The first thing I learned is that suit is hot.

“How about if I do this for a half hour?” I asked Mark as we walked to his car to get the suit. “You won’t last that long,” he said.

The day is a humid 90 degrees, and the fur on this suit has a thick quilted backing. There are four pieces to the costume. For starters, a one-piece fur jumpsuit Velcros up the back. “The suit was made by a theatrical company in Baltimore,” says Alves. “I don’t know why they quilted it. Maybe to add body mass.” The effect is such that even in midwinter the suit is suffocating.

It is topped by a huge plastic head that fits over your own like a big fishbowl, though with far less visibility: You see through a pair of mesh screens painted to look like otter eyes. “It’s like tunnel vision,” says Alves. “Sometimes you’re walking along and a kid comes in under your radar line and — boom! — suddenly you have a five-year-old attached to your stomach and you never saw him coming.”

Then come the feet: They’re like a pair of fuzzy bedroom slippers, and they come in two sizes: really large and downright huge (later, stalking around in those gunboats, I was always a little afraid one or the other would roll off).

After Velcroing me into the suit, Mark hands me a pair of big furry mitts for my paws, then steps back to take in the result.

“This is the only chance I get to see how I look in costume,” he says.

Somehow, I think Mark looks better as an otter than I do. Though fairly tall, I’m too short for the suit. The crotch dangles around my kneecaps, and the leggings puddle around the ankles. For once I’m glad I have really long arms. The sleeves, sorry to say, fit me.

Suited up, I’m escorted on my maiden voyage, lumbering across the party grounds like Frankenstein. Sometimes Mark leads; other times he herds me from behind, making sure I don’t step on any children or trip over steps. The otter’s head is rigid: You can’t look down or from side to side. Mark otters without a guide. I don’t know how he does it.

“Incoming,” Mark says suddenly. I feel something around my knees. It turns out to be a tiny boy giving the otter a hug. “Kneel down,” urges Mark.

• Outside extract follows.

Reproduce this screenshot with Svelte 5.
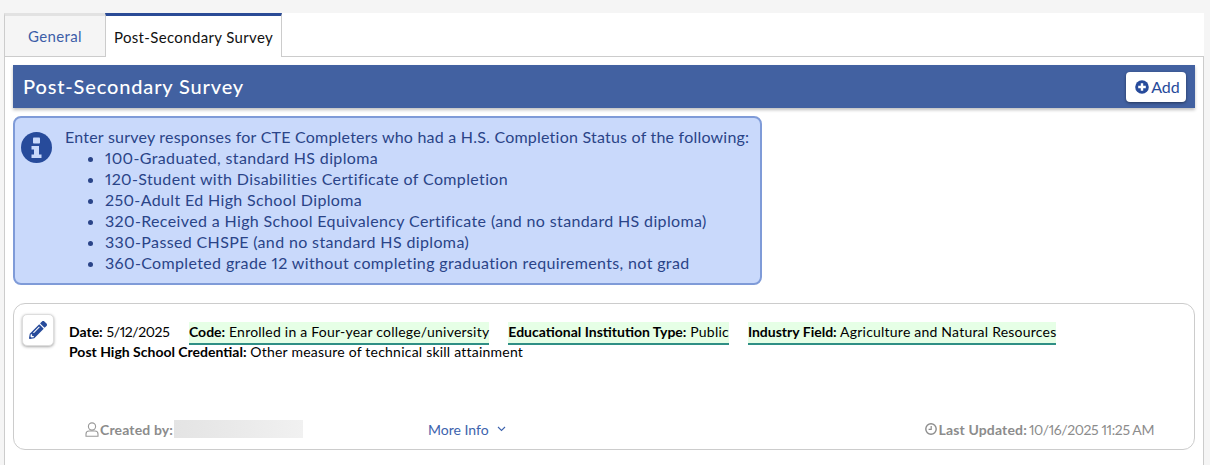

“When you’re an otter, people either love you or they hate you,” says Alves. “Some kids just don’t know what to do with you.” This one does: He wants to shake hands, and I try to oblige, letting him grab my oven-mitt paw with his tiny hand. Then he skips off, thankfully, for I’m out of tricks.

But I’m starting to adapt to the costume: I’ve got some pep in my step, a roll to my stroll. “Hey, there you go!” Mark encourages.

Near the bandstand, a scary looking biker dude with a bunch of tattoos and a beer in each hand briefly holds his beers aloft and does a little shuffle, trying to goad the otter into dancing. I’m about to step out there and cut a rug when Mark repeats something he mentioned earlier about heat stroke.

Otters don’t talk. No one can hear you through the headgear anyway. Mark has mastered river otter pantomime.

“To be an effective otter, you’ve got to exaggerate your gestures,” says Alves. “When I see a bunch of kids, I’ll give a hop like I’m surprised, and to show I’m laughing I’ll bend forward and wrap my paws around my stomach.”

Lacking such a repertoire, I just wave like the president. I keep forgetting no one can see my face. As I move past people like a slow barge in Mark’s tow, I keep smiling as if they can tell. The otter’s face is actually blank.

People are game, but I don’t generate quite the level of delight Mark did in costume. He became the otter, whereas I’m just a darn fool swaddled in fake fur on a hot day. People sense me. I keep hearing, “You must be really hot in there.”

I want to say, “I’m an otter. This is my natural state!”

So I bombed as an otter. Perhaps you have more potential.

“We’re always looking for people who’d like to be the otter,” says Alves. “It’s a nice way to interact with the public, and it makes our museum a friendly place.” If you need more incentive, Alves says, “It looks good on your resume if you’re applying for a job at Disney World.”